I cancelled my Duolingo Family subscription about a month ago. The renewal email sat in my inbox for two weeks before I clicked kill. What I am doing today is the harder step: deleting the app so I stop falling back to the free tier. Not because I hated the app. Because I was paying for a habit, not a language, and a habit is what I am trying to drop.
I learned English the old way and it worked. Since grade 5 I have watched movies with English audio and English subtitles. I never switched them to Bahasa Indonesia, even when I missed half of what was being said. Years of that, plus talking to people online, plus reading things I actually cared about, is why I can write this post in English. No app drilled me into fluency. A decade of paying attention to real English did. So I know what language learning that actually sticks looks like, and Duolingo is not it.
The streak taught me consistency, not a language
I used Duolingo for English, Chinese, Japanese, and the Chess course they launched. Before I started I had read plenty about how Duolingo “doesn’t really teach you a language.” I told myself I would use it differently. I would do the lessons, write my own sentences, watch shows in the target language, run Anki on the side.
Here is what I actually did. Open the app. Five-minute lesson. Close the app. Tomorrow, repeat to keep the streak green. After a year I could not hold a basic conversation in any of the three languages I “studied.” I could pass the placement test back to where I started. That is the version of progress that feels productive and is not.
The streak loop is brilliant engineering. It is not a language curriculum. The dopamine hit of the green flame, the panicked notification from Duo the owl when you skip a day, those will keep you opening the app for years. It kept me opening it for a year. I cannot recall a single sentence from any of the courses without looking.
If you want a daily habit, Duolingo is the best app on the market. If you want to speak a language, a $15 textbook and a language partner on Tandem will beat it. So will just watching 200 hours of TV in the language with the original audio.
The Family plan was for my niece
I bought Family so I could share it with my niece. She tried it for a few months before giving up, which is more grace than most kids give a learning app. I kept paying because I told myself she would come back. She did not. The Family plan is a fine deal on paper, but it only pays off if more than one person is actually using it. I was the only one, and I was barely using it for its intended purpose anyway.
I cancelled the subscription a month ago. What is left now is uninstalling the app so I stop defaulting to it in dead time. The free tier does the same five-minute lessons, and I have already proven I will do exactly those five minutes whether I am paying or not. Hearts, the AI conversation features, the Family sharing. None of it changed what I did inside the app, so the money was buying me nothing.
The content I do not want in a learning app
Two of the things that pushed me over the edge are not about the product.
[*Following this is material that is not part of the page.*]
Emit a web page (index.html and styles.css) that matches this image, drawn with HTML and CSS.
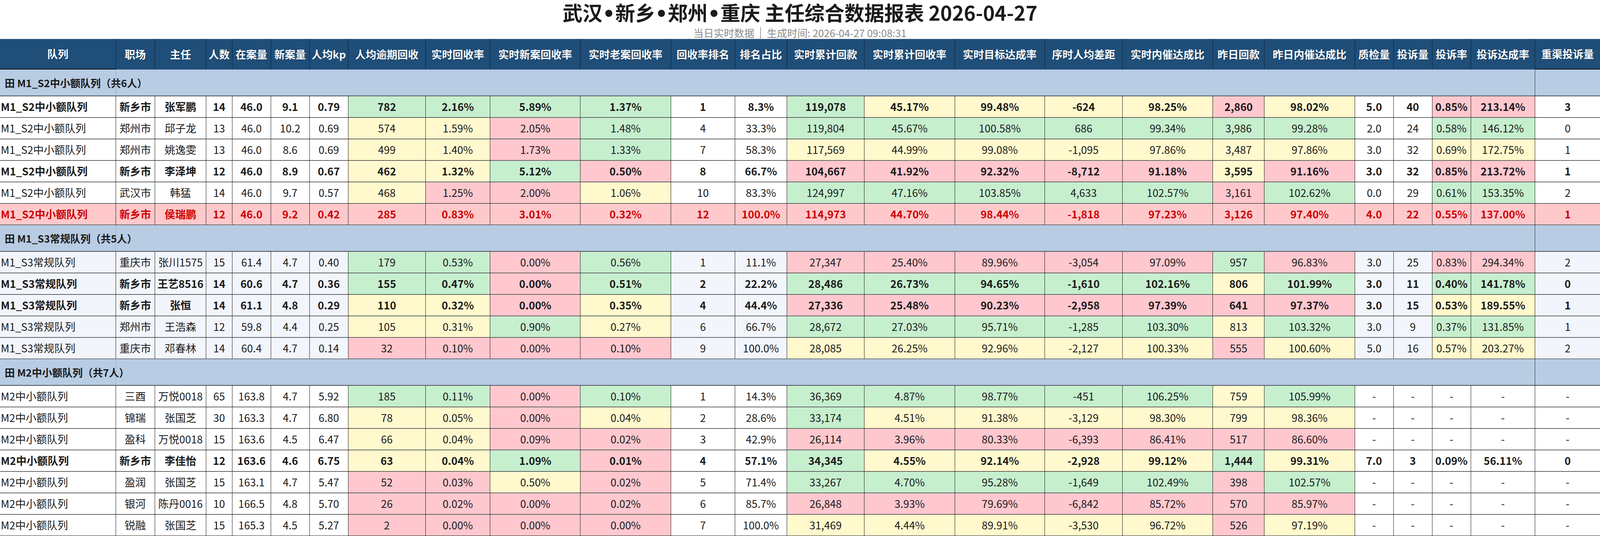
FILE: index.html
```html
<!DOCTYPE html>
<html lang="zh-CN">
<head>
<meta charset="utf-8">
<title>武汉•新乡•郑州•重庆 主任综合数据报表</title>
<link rel="stylesheet" href="styles.css">
</head>
<body>
<main class="page">
<header class="title-block">
  <h1 class="title">武汉<span class="dot">•</span>新乡<span class="dot">•</span>郑州<span class="dot">•</span>重庆 主任综合数据报表 2026-04-27</h1>
  <div class="subtitle">当日实时数据<span class="sep"></span>生成时间: 2026-04-27 09:08:31</div>
</header>
<table class="report">
  <colgroup>
    <col class="w348"><col class="w117"><col class="w154"><col class="w78"><col class="w116"><col class="w116"><col class="w116"><col class="w232"><col class="w194"><col class="w271"><col class="w271"><col class="w193"><col class="w155"><col class="w233"><col class="w271"><col class="w270"><col class="w233"><col class="w271"><col class="w155"><col class="w271"><col class="w116"><col class="w116"><col class="w116"><col class="w193"><col class="w194">
  </colgroup>
  <thead>
    <tr class="head-row">
      <th class="first">队列</th><th>职场</th><th>主任</th><th>人数</th><th>在案量</th><th>新案量</th><th>人均kp</th><th>人均逾期回收</th><th>实时回收率</th><th>实时新案回收率</th><th>实时老案回收率</th><th>回收率排名</th><th>排名占比</th><th>实时累计回款</th><th>实时累计回收率</th><th>实时目标达成率</th><th>序时人均差距</th><th>实时内催达成比</th><th>昨日回款</th><th>昨日内催达成比</th><th>质检量</th><th>投诉量</th><th>投诉率</th><th>投诉达成率</th><th class="last">重渠投诉量</th>
    </tr>
  </thead>
  <tbody>
    <tr class="group-row">
      <td class="first"><span class="group-label">田 M1_S2中小额队列（共6人）</span></td><td class="group-fill" colspan="23"></td><td class="last"></td>
    </tr>
    <tr class="row b">
      <td class="first">M1_S2中小额队列</td><td>新乡市</td><td>张军鹏</td><td>14</td><td>46.0</td><td>9.1</td><td>0.79</td><td class="g">782</td><td class="g">2.16%</td><td class="g">5.89%</td><td class="g">1.37%</td><td>1</td><td>8.3%</td><td class="g">119,078</td><td class="y">45.17%</td><td class="y">99.48%</td><td class="y">-624</td><td class="y">98.25%</td><td class="p">2,860</td><td class="y">98.02%</td><td>5.0</td><td>40</td><td class="p">0.85%</td><td class="p">213.14%</td><td class="last">3</td>
    </tr>
    <tr class="row">
      <td class="first">M1_S2中小额队列</td><td>郑州市</td><td>邱子龙</td><td>13</td><td>46.0</td><td>10.2</td><td>0.69</td><td class="y">574</td><td class="y">1.59%</td><td class="p">2.05%</td><td class="g">1.48%</td><td>4</td><td>33.3%</td><td class="g">119,804</td><td class="g">45.67%</td><td class="g">100.58%</td><td class="g">686</td><td class="g">99.34%</td><td class="g">3,986</td><td class="g">99.28%</td><td>2.0</td><td>24</td><td class="g">0.58%</td><td class="g">146.12%</td><td class="last">0</td>
    </tr>
    <tr class="row">
      <td class="first">M1_S2中小额队列</td><td>郑州市</td><td>姚逸雯</td><td>13</td><td>46.0</td><td>8.6</td><td>0.69</td><td class="y">499</td><td class="y">1.40%</td><td class="p">1.73%</td><td class="g">1.33%</td><td>7</td><td>58.3%</td><td class="y">117,569</td><td class="y">44.99%</td><td class="y">99.08%</td><td class="y">-1,095</td><td class="y">97.86%</td><td class="y">3,487</td><td class="y">97.86%</td><td>3.0</td><td>32</td><td class="y">0.69%</td><td class="y">172.75%</td><td class="last">1</td>
    </tr>
    <tr class="row b">
      <td class="first">M1_S2中小额队列</td><td>新乡市</td><td>李泽坤</td><td>12</td><td>46.0</td><td>8.9</td><td>0.67</td><td class="y">462</td><td class="y">1.32%</td><td class="g">5.12%</td><td class="p">0.50%</td><td>8</td><td>66.7%</td><td class="p">104,667</td><td class="p">41.92%</td><td class="p">92.32%</td><td class="p">-8,712</td><td class="p">91.18%</td><td class="y">3,595</td><td class="p">91.16%</td><td>3.0</td><td>32</td><td class="p">0.85%</td><td class="p">213.72%</td><td class="last">1</td>
    </tr>
    <tr class="row">
      <td class="first">M1_S2中小额队列</td><td>武汉市</td><td>韩猛</td><td>14</td><td>46.0</td><td>9.7</td><td>0.57</td><td class="y">468</td><td class="p">1.25%</td><td class="p">2.00%</td><td class="y">1.06%</td><td>10</td><td>83.3%</td><td class="g">124,997</td><td class="g">47.16%</td><td class="g">103.85%</td><td class="g">4,633</td><td class="g">102.57%</td><td class="p">3,161</td><td class="g">102.62%</td><td>0.0</td><td>29</td><td class="g">0.61%</td><td class="g">153.35%</td><td class="last">2</td>
    </tr>
    <tr class="row b hl">
      <td class="first">M1_S2中小额队列</td><td>新乡市</td><td>侯瑞鹏</td><td>12</td><td>46.0</td><td>9.2</td><td>0.42</td><td>285</td><td>0.83%</td><td>3.01%</td><td>0.32%</td><td>12</td><td>100.0%</td><td>114,973</td><td>44.70%</td><td>98.44%</td><td>-1,818</td><td>97.23%</td><td>3,126</td><td>97.40%</td><td>4.0</td><td>22</td><td>0.55%</td><td>137.00%</td><td class="last">1</td>
    </tr>

    <tr class="group-row">
      <td class="first"><span class="group-label">田 M1_S3常规队列（共5人）</span></td><td class="group-fill" colspan="23"></td><td class="last"></td>
    </tr>
    <tr class="row tint">
      <td class="first">M1_S3常规队列</td><td>重庆市</td><td>张川1575</td><td>15</td><td>61.4</td><td>4.7</td><td>0.40</td><td class="g">179</td><td class="g">0.53%</td><td class="p">0.00%</td><td class="g">0.56%</td><td>1</td><td>11.1%</td><td class="p">27,347</td><td class="p">25.40%</td><td class="p">89.96%</td><td class="p">-3,054</td><td class="p">97.09%</td><td class="g">957</td><td class="p">96.83%</td><td>3.0</td><td>25</td><td class="p">0.83%</td><td class="p">294.34%</td><td class="last">2</td>
    </tr>
    <tr class="row tint b">
      <td class="first">M1_S3常规队列</td><td>新乡市</td><td>王艺8516</td><td>14</td><td>60.6</td><td>4.7</td><td>0.36</td><td class="g">155</td><td class="g">0.47%</td><td class="p">0.00%</td><td class="g">0.51%</td><td>2</td><td>22.2%</td><td class="g">28,486</td><td class="g">26.73%</td><td class="g">94.65%</td><td class="g">-1,610</td><td class="g">102.16%</td><td class="y">806</td><td class="g">101.99%</td><td>3.0</td><td>11</td><td class="g">0.40%</td><td class="g">141.78%</td><td class="last">0</td>
    </tr>
    <tr class="row tint b">
      <td class="first">M1_S3常规队列</td><td>新乡市</td><td>张恒</td><td>14</td><td>61.1</td><td>4.8</td><td>0.29</td><td class="y">110</td><td class="y">0.32%</td><td class="p">0.00%</td><td class="y">0.35%</td><td>4</td><td>44.4%</td><td class="p">27,336</td><td class="p">25.48%</td><td class="p">90.23%</td><td class="p">-2,958</td><td class="p">97.39%</td><td class="p">641</td><td class="p">97.37%</td><td>3.0</td><td>15</td><td class="y">0.53%</td><td class="y">189.55%</td><td class="last">1</td>
    </tr>
    <tr class="row tint">
      <td class="first">M1_S3常规队列</td><td>郑州市</td><td>王浩森</td><td>12</td><td>59.8</td><td>4.4</td><td>0.25</td><td class="y">105</td><td class="y">0.31%</td><td class="g">0.90%</td><td class="y">0.27%</td><td>6</td><td>66.7%</td><td class="g">28,672</td><td class="g">27.03%</td><td class="g">95.71%</td><td class="g">-1,285</td><td class="g">103.30%</td><td class="y">813</td><td class="g">103.32%</td><td>3.0</td><td>9</td><td class="g">0.37%</td><td class="g">131.85%</td><td class="last">1</td>
    </tr>
    <tr class="row tint">
      <td class="first">M1_S3常规队列</td><td>重庆市</td><td>邓春林</td><td>14</td><td>60.4</td><td>4.7</td><td>0.14</td><td class="p">32</td><td class="p">0.10%</td><td class="p">0.00%</td><td class="p">0.10%</td><td>9</td><td>100.0%</td><td class="y">28,085</td><td class="y">26.25%</td><td class="y">92.96%</td><td class="y">-2,127</td><td class="y">100.33%</td><td class="p">555</td><td class="y">100.60%</td><td>5.0</td><td>16</td><td class="y">0.57%</td><td class="y">203.27%</td><td class="last">2</td>
    </tr>

    <tr class="group-row">
      <td class="first"><span class="group-label">田 M2中小额队列（共7人）</span></td><td class="group-fill" colspan="23"></td><td class="last"></td>
    </tr>
    <tr class="row">
      <td class="first">M2中小额队列</td><td>三酉</td><td>万悦0018</td><td>65</td><td>163.8</td><td>4.7</td><td>5.92</td><td class="g">185</td><td class="g">0.11%</td><td class="p">0.00%</td><td class="g">0.10%</td><td>1</td><td>14.3%</td><td class="g">36,369</td><td class="g">4.87%</td><td class="g">98.77%</td><td class="g">-451</td><td class="g">106.25%</td><td class="y">759</td><td class="g">105.99%</td><td>-</td><td>-</td><td>-</td><td>-</td><td class="last">-</td>
    </tr>
    <tr class="row">
      <td class="first">M2中小额队列</td><td>锦瑞</td><td>张国芝</td><td>30</td><td>163.3</td><td>4.7</td><td>6.80</td><td class="y">78</td><td class="y">0.05%</td><td class="p">0.00%</td><td class="y">0.04%</td><td>2</td><td>28.6%</td><td class="g">33,174</td><td class="y">4.51%</td><td class="y">91.38%</td><td class="y">-3,129</td><td class="y">98.30%</td><td class="y">799</td><td class="y">98.36%</td><td>-</td><td>-</td><td>-</td><td>-</td><td class="last">-</td>
    </tr>
    <tr class="row">
      <td class="first">M2中小额队列</td><td>盈科</td><td>万悦0018</td><td>15</td><td>163.6</td><td>4.5</td><td>6.47</td><td class="y">66</td><td class="y">0.04%</td><td class="p">0.09%</td><td class="p">0.02%</td><td>3</td><td>42.9%</td><td class="p">26,114</td><td class="p">3.96%</td><td class="p">80.33%</td><td class="p">-6,393</td><td class="p">86.41%</td><td class="p">517</td><td class="p">86.60%</td><td>-</td><td>-</td><td>-</td><td>-</td><td class="last">-</td>
    </tr>
    <tr class="row b">
      <td class="first">M2中小额队列</td><td>新乡市</td><td>李佳怡</td><td>12</td><td>163.6</td><td>4.6</td><td>6.75</td><td class="y">63</td><td class="y">0.04%</td><td class="g">1.09%</td><td class="p">0.01%</td><td>4</td><td>57.1%</td><td class="g">34,345</td><td class="y">4.55%</td><td class="y">92.14%</td><td class="y">-2,928</td><td class="y">99.12%</td><td class="g">1,444</td><td class="y">99.31%</td><td>7.0</td><td>3</td><td>0.09%</td><td>56.11%</td><td class="last">0</td>
    </tr>
    <tr class="row">
      <td class="first">M2中小额队列</td><td>盈润</td><td>张国芝</td><td>15</td><td>163.1</td><td>4.7</td><td>5.47</td><td class="p">52</td><td class="p">0.03%</td><td class="y">0.50%</td><td class="p">0.02%</td><td>5</td><td>71.4%</td><td class="g">33,267</td><td class="g">4.70%</td><td class="g">95.28%</td><td class="g">-1,649</td><td class="g">102.49%</td><td class="p">398</td><td class="g">102.57%</td><td>-</td><td>-</td><td>-</td><td>-</td><td class="last">-</td>
    </tr>
    <tr class="row">
      <td class="first">M2中小额队列</td><td>银河</td><td>陈丹0016</td><td>10</td><td>166.5</td><td>4.8</td><td>5.70</td><td class="p">26</td><td class="p">0.02%</td><td class="p">0.00%</td><td class="p">0.02%</td><td>6</td><td>85.7%</td><td class="p">26,848</td><td class="p">3.93%</td><td class="p">79.69%</td><td class="p">-6,842</td><td class="p">85.72%</td><td class="p">570</td><td class="p">85.97%</td><td>-</td><td>-</td><td>-</td><td>-</td><td class="last">-</td>
    </tr>
    <tr class="row">
      <td class="first">M2中小额队列</td><td>锐融</td><td>张国芝</td><td>15</td><td>165.3</td><td>4.5</td><td>5.27</td><td class="p">2</td><td class="p">0.00%</td><td class="p">0.00%</td><td class="p">0.00%</td><td>7</td><td>100.0%</td><td class="y">31,469</td><td class="y">4.44%</td><td class="y">89.91%</td><td class="y">-3,530</td><td class="y">96.72%</td><td class="p">526</td><td class="y">97.19%</td><td>-</td><td>-</td><td>-</td><td>-</td><td class="last">-</td>
    </tr>
  </tbody>
</table>
</main>
</body>
</html>
```

FILE: styles.css
```css
html, body {
  margin: 0;
  padding: 0;
  background: #ffffff;
}

body {
  overflow: hidden;
  font-family: "Noto Sans CJK SC", "Noto Sans", "DejaVu Sans", sans-serif;
  color: #1a1a1a;
}

.page {
  display: block;
  width: 100%;
  max-width: 4096px;
}

/* ---------- title block ---------- */
.title-block {
  height: 99px;
  border-bottom: 1px solid #c8c8c8;
  text-align: center;
}

.title {
  margin: 0;
  font-size: 51px;
  line-height: 62px;
  font-weight: 700;
  color: #1a1a1a;
  white-space: nowrap;
}

.dot {
  font-family: "DejaVu Sans", sans-serif;
  font-weight: 700;
}

.subtitle {
  font-size: 26px;
  line-height: 34px;
  color: #8a8a8a;
  white-space: nowrap;
}

.sep {
  display: inline-block;
  width: 0;
  height: 31px;
  border-left: 2px solid #a0a0a0;
  margin: 0 15px;
  vertical-align: -6px;
}

/* ---------- table ---------- */
.report {
  width: 100%;
  table-layout: fixed;
  border-collapse: separate;
  border-spacing: 0;
  font-size: 27px;
}

.w78 { width: 1.625%; }
.w116 { width: 2.4167%; }
.w117 { width: 2.4375%; }
.w154 { width: 3.2083%; }
.w155 { width: 3.2292%; }
.w193 { width: 4.0208%; }
.w194 { width: 4.0417%; }
.w232 { width: 4.8333%; }
.w233 { width: 4.8542%; }
.w270 { width: 5.625%; }
.w271 { width: 5.6458%; }
.w348 { width: 7.25%; }

.report th,
.report td {
  padding: 0;
  text-align: center;
  vertical-align: middle;
  white-space: nowrap;
  line-height: 34px;
}

/* header */
.head-row {
  height: 78px;
}

.report th {
  background: #1f4e79;
  color: #ffffff;
  font-weight: 700;
  font-size: 27px;
  border-right: 1px solid #0b1f33;
  text-shadow: 1px 1px 1px rgba(0, 0, 0, 0.35);
}

.report th.first,
.report th.last {
  border-bottom: 2px solid #111111;
}

.report th.last {
  border-right: none;
}

/* group rows */
.group-row {
  height: 68px;
}

.group-row td {
  background: #b8cce4;
  border-bottom: 1px solid #2b2b2b;
  box-shadow: inset 0 -1px 0 #8a9bb0;
}

.group-row td.first {
  text-align: left;
  padding-left: 12px;
  border-right: 1px solid #93a9c6;
  overflow: visible;
}

.group-row td.group-fill {
  border-right: 1px solid #2b2b2b;
}

.group-label {
  font-size: 26px;
  font-weight: 700;
  color: #1a1a1a;
}

/* data rows */
.row {
  height: 55px;
}

.row td {
  background: #ffffff;
  color: #1a1a1a;
  font-weight: 400;
  border-right: 1px solid #1a1a1a;
  border-bottom: 1px solid #1a1a1a;
  box-shadow: inset 0 1px 0 #b4b4b4;
}

.row td.first {
  text-align: left;
  padding-left: 2px;
}

.row td.last {
  border-right: none;
}

.row.tint td {
  background: #f2f5fb;
}

.row.b td {
  font-weight: 700;
}

.report .row td.g {
  background: #c6efce;
}

.report .row td.y {
  background: #fff9cd;
}

.report .row td.p {
  background: #ffc7ce;
}

.report .row.hl td {
  background: #ffc9cc;
  color: #cc0000;
}
```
The first is the steady injection of LGBT-themed characters, stories, and lessons. Duolingo has been open about this. They have blog posts celebrating the queer characters they added to the Stories section, plus Pride Month promotions every June. In 2024 they deleted all of that from the Russian version after the regulator there classified it as LGBT propaganda. That tells you exactly what kind of content it is. Duolingo will keep it everywhere they legally can.
This matters to me specifically because the Family plan is shared with my niece. A 12-year-old should not be the audience Duolingo is targeting with its queer representation in vocabulary drills. I do not care what adults do in their personal lives. I do not want it served up to a kid who is just trying to learn how to order food in German, and I do not want to filter my own reading material either. When I am paying for a language app, I do not need a story about two men getting married to learn the word for “cake.” I am not homophobic. I am an uncle who wanted a learning app to be a learning app.
The second is the CEO. Luis von Ahn, the founder, is a Guatemalan-born billionaire with a public persona built around inclusion and morality. He has publicly supported Israel through the genocide in Gaza and donated to pro-Israel organizations, including posts on his own X account and reporting from outlets like MintPress News. For a CEO who likes to lecture the public about morality, picking the side that is bombing hospitals and starving children is a choice, and it is a dealbreaker for me.
What I am doing instead
For the languages I actually want to keep, here is the plan:
A real grammar book. Chinese Grammar Wiki for Chinese, Genki for Japanese. Boring. Works.
Anki with a custom deck built from real sentences I pull from podcasts and YouTube transcripts.
YouTube input. Easy Languages channels, plus any native content with subs on. No five-minute drills.
The Chinese class at my office. It runs in-house, costs nothing extra, and meets on a fixed schedule. Real teacher, real classmates, real accountability.
Reading real books. Paperbacks, long-form articles, anything longer than a Duolingo sentence. Most of my “studying” time was spent on five-minute drills that ended the second I closed the app. I would rather spend that hour on a chapter of something I actually want to read. The vocab sticks better when there is a story behind it.
For chess, I am dropping the Duolingo course. Lichess with the analysis board open did more for me in an afternoon than a month of Duolingo Chess.
The streak is gone. The owl can email me. I am not opening it.
If you read this as a Duolingo fan, you do not have to agree with me. The app works for some people. It did not work for me, and I am done pretending the green flame is fluency.